Abstract

The possible planar superfluid B-B boundaries between inequivalent B-phase vacua are considered; such B-B interfaces provide an analogy with the cosmic domain walls that are believed to have precipitated in the phase transitions of the early Universe. Several of them display nontrivial structure in (k,r) space (i.e., the union of the momentum and real spaces). Such a wall represents an instanton connecting two B-phase vacua with different k-space topology. The transition between the vacua occurs through the formation of a pointlike defect either in the (k,r) space, or in the (k,t) space. These defects are so-called diabolical points of codimension 4, at which the fermionic energy tends to zero, thus providing the fermionic zero modes. Such points are new examples (within condensed-matter physics) of the peculiar diabolical points, which are characterized by the occurrence of a contact between the different branches of the quasiparticle spectra; in the present case, the branches of particles and holes, respectively.
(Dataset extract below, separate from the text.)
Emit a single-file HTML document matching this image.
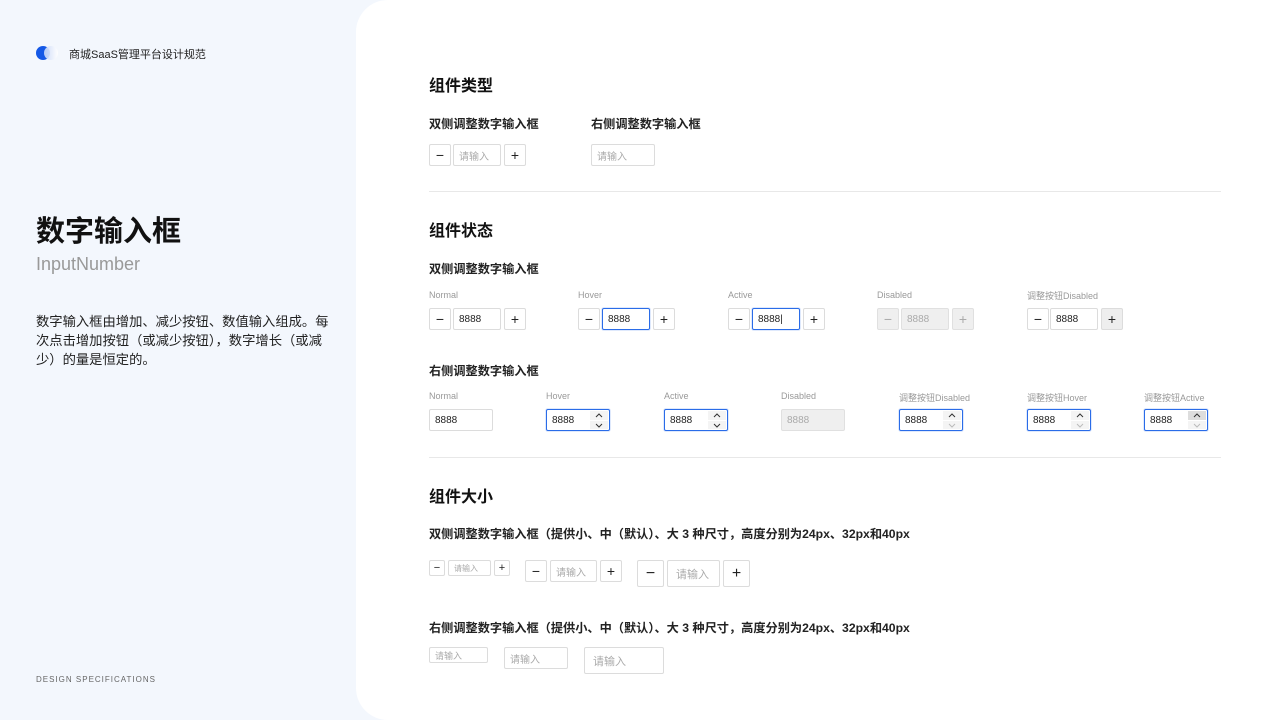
<!DOCTYPE html><html><head><meta charset="utf-8"><style>
*{margin:0;padding:0;box-sizing:border-box}
body{width:1280px;height:720px;overflow:hidden;background:#f3f7fd;font-family:"Liberation Sans","Noto Sans CJK SC",sans-serif;position:relative;color:#111}
.a{position:absolute}
.main{position:absolute;left:356px;top:0;width:924px;height:720px;background:#fff;border-top-left-radius:32px;border-bottom-left-radius:32px}
.h2{font-size:16px;font-weight:bold;color:#111}
.h3{font-size:12.2px;font-weight:bold;color:#222}
.lb{font-size:9px;color:#999}
.b{position:absolute;border:1px solid #dcdcdc;border-radius:2px;background:#fff;display:flex;align-items:center;justify-content:center;font-size:14px;color:#222;line-height:1}
.i{position:absolute;border:1px solid #dcdcdc;border-radius:2px;background:#fff;font-size:10px;color:#222;padding-left:5px;display:flex;align-items:center}
.ph{color:#aaa}
.bl{border-color:#2a6ce8;box-shadow:0 0 0 1px rgba(42,108,232,.15)}
.dis{background:#efefef;color:#aaa;border-color:#e0e0e0}
.hr{position:absolute;left:429px;width:792px;height:1px;background:#e8e8e8}
.ar{position:absolute;right:1px;top:1px;width:18px;height:18px}
.ar div{height:9px;background:#f4f4f4;display:flex;align-items:center;justify-content:center}
.ar div+div{margin-top:0;border-top:1px solid #fff}
</style></head><body>
<div class="a" style="left:36px;top:46px;width:14px;height:14px;border-radius:50%;background:#1458e6"></div>
<div class="a" style="left:44px;top:46px;width:14px;height:14px;border-radius:50%;background:linear-gradient(90deg,#c8d8f8,#fff);opacity:.9"></div>
<div class="a" style="left:69px;top:46px;font-size:11px;color:#222">商城SaaS管理平台设计规范</div>
<div class="a" style="left:36px;top:208px;font-size:29px;font-weight:bold;color:#111">数字输入框</div>
<div class="a" style="left:36px;top:254px;font-size:18px;color:#999">InputNumber</div>
<div class="a" style="left:36px;top:312px;width:300px;font-size:13.3px;line-height:19px;color:#222">数字输入框由增加、减少按钮、数值输入组成。每次点击增加按钮（或减少按钮），数字增长（或减少）的量是恒定的。</div>
<div class="a" style="left:36px;top:675px;font-size:8px;letter-spacing:1px;color:#666">DESIGN SPECIFICATIONS</div>
<div class="main"></div>

<div class="a h2" style="left:429px;top:72px">组件类型</div>
<div class="a h3" style="left:429px;top:114px">双侧调整数字输入框</div>
<div class="a h3" style="left:591px;top:114px">右侧调整数字输入框</div>
<div class="b" style="left:429px;top:144px;width:22px;height:22px">−</div>
<div class="i ph" style="left:453px;top:144px;width:48px;height:22px">请输入</div>
<div class="b" style="left:504px;top:144px;width:22px;height:22px">+</div>
<div class="i ph" style="left:591px;top:144px;width:64px;height:22px">请输入</div>
<div class="hr" style="top:191px"></div>

<div class="a h2" style="left:429px;top:217px">组件状态</div>
<div class="a h3" style="left:429px;top:259px">双侧调整数字输入框</div>
<div class="a lb" style="left:429px;top:290px">Normal</div>
<div class="a lb" style="left:578px;top:290px">Hover</div>
<div class="a lb" style="left:728px;top:290px">Active</div>
<div class="a lb" style="left:877px;top:290px">Disabled</div>
<div class="a lb" style="left:1027px;top:289px">调整按钮Disabled</div>

<div class="b" style="left:429px;top:308px;width:22px;height:22px">−</div><div class="i" style="left:453px;top:308px;width:48px;height:22px">8888</div><div class="b" style="left:504px;top:308px;width:22px;height:22px">+</div>
<div class="b" style="left:578px;top:308px;width:22px;height:22px">−</div><div class="i bl" style="left:602px;top:308px;width:48px;height:22px">8888</div><div class="b" style="left:653px;top:308px;width:22px;height:22px">+</div>
<div class="b" style="left:728px;top:308px;width:22px;height:22px">−</div><div class="i bl" style="left:752px;top:308px;width:48px;height:22px">8888|</div><div class="b" style="left:803px;top:308px;width:22px;height:22px">+</div>
<div class="b dis" style="left:877px;top:308px;width:22px;height:22px">−</div><div class="i dis" style="left:901px;top:308px;width:48px;height:22px">8888</div><div class="b dis" style="left:952px;top:308px;width:22px;height:22px">+</div>
<div class="b" style="left:1027px;top:308px;width:22px;height:22px">−</div><div class="i" style="left:1050px;top:308px;width:48px;height:22px">8888</div><div class="b" style="left:1101px;top:308px;width:22px;height:22px;background:#eee">+</div>

<div class="a h3" style="left:429px;top:361px">右侧调整数字输入框</div>
<div class="a lb" style="left:429px;top:391px">Normal</div>
<div class="a lb" style="left:546px;top:391px">Hover</div>
<div class="a lb" style="left:664px;top:391px">Active</div>
<div class="a lb" style="left:781px;top:391px">Disabled</div>
<div class="a lb" style="left:899px;top:391px">调整按钮Disabled</div>
<div class="a lb" style="left:1027px;top:391px">调整按钮Hover</div>
<div class="a lb" style="left:1144px;top:391px">调整按钮Active</div>
<div class="i" style="left:429px;top:409px;width:64px;height:22px">8888</div>
<div class="i bl" style="left:546px;top:409px;width:64px;height:22px">8888<div class="ar"><div><svg width="8" height="5"><path d="M1 4L4 1L7 4" stroke="#333" fill="none"/></svg></div><div><svg width="8" height="5"><path d="M1 1L4 4L7 1" stroke="#333" fill="none"/></svg></div></div></div>
<div class="i bl" style="left:664px;top:409px;width:64px;height:22px">8888<div class="ar"><div><svg width="8" height="5"><path d="M1 4L4 1L7 4" stroke="#333" fill="none"/></svg></div><div><svg width="8" height="5"><path d="M1 1L4 4L7 1" stroke="#333" fill="none"/></svg></div></div></div>
<div class="i dis" style="left:781px;top:409px;width:64px;height:22px">8888</div>
<div class="i bl" style="left:899px;top:409px;width:64px;height:22px">8888<div class="ar"><div><svg width="8" height="5"><path d="M1 4L4 1L7 4" stroke="#333" fill="none"/></svg></div><div><svg width="8" height="5"><path d="M1 1L4 4L7 1" stroke="#bbb" fill="none"/></svg></div></div></div>
<div class="i bl" style="left:1027px;top:409px;width:64px;height:22px">8888<div class="ar"><div><svg width="8" height="5"><path d="M1 4L4 1L7 4" stroke="#333" fill="none"/></svg></div><div><svg width="8" height="5"><path d="M1 1L4 4L7 1" stroke="#bbb" fill="none"/></svg></div></div></div>
<div class="i bl" style="left:1144px;top:409px;width:64px;height:22px">8888<div class="ar"><div style="background:#ddd"><svg width="8" height="5"><path d="M1 4L4 1L7 4" stroke="#333" fill="none"/></svg></div><div><svg width="8" height="5"><path d="M1 1L4 4L7 1" stroke="#bbb" fill="none"/></svg></div></div></div>
<div class="hr" style="top:457px"></div>

<div class="a h2" style="left:429px;top:483px">组件大小</div>
<div class="a h3" style="left:429px;top:524px">双侧调整数字输入框（提供小、中（默认）、大 3 种尺寸，高度分别为24px、32px和40px</div>
<div class="b" style="left:429px;top:560px;width:16px;height:16px;font-size:11px">−</div><div class="i ph" style="left:448px;top:560px;width:43px;height:16px;font-size:8px">请输入</div><div class="b" style="left:494px;top:560px;width:16px;height:16px;font-size:11px">+</div>
<div class="b" style="left:525px;top:560px;width:22px;height:22px">−</div><div class="i ph" style="left:550px;top:560px;width:47px;height:22px">请输入</div><div class="b" style="left:600px;top:560px;width:22px;height:22px">+</div>
<div class="b" style="left:637px;top:560px;width:27px;height:27px;font-size:16px">−</div><div class="i ph" style="left:667px;top:560px;width:53px;height:27px;font-size:11px;padding-left:8px">请输入</div><div class="b" style="left:723px;top:560px;width:27px;height:27px;font-size:16px">+</div>

<div class="a h3" style="left:429px;top:618px">右侧调整数字输入框（提供小、中（默认）、大 3 种尺寸，高度分别为24px、32px和40px</div>
<div class="i ph" style="left:429px;top:647px;width:59px;height:16px;font-size:9px">请输入</div>
<div class="i ph" style="left:504px;top:647px;width:64px;height:22px">请输入</div>
<div class="i ph" style="left:584px;top:647px;width:80px;height:27px;font-size:11px;padding-left:8px">请输入</div>
</body></html>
These points are here discussed for the case of the superfluid phases of liquid $^{3}\mathrm{He}$ in close analogy with the quantum field theory of fermions interacting with classical bosonic fields. The cosmiclike domain walls in superfluid $^{3}\mathit{B}$ are observable in principle; in particular, the motion of the superfluid A-B interface is governed at low temperatures by the periodical emission of these topological excitation planes. The edges of B-B interfaces serve to generate fractionally quantized pure and mixed mass and spin supercurrent vortices in $^{3}\mathit{B}$, while holes in these surfaces may give rise to the corresponding vortex rings and combined vortex and/or spin-disclination rings.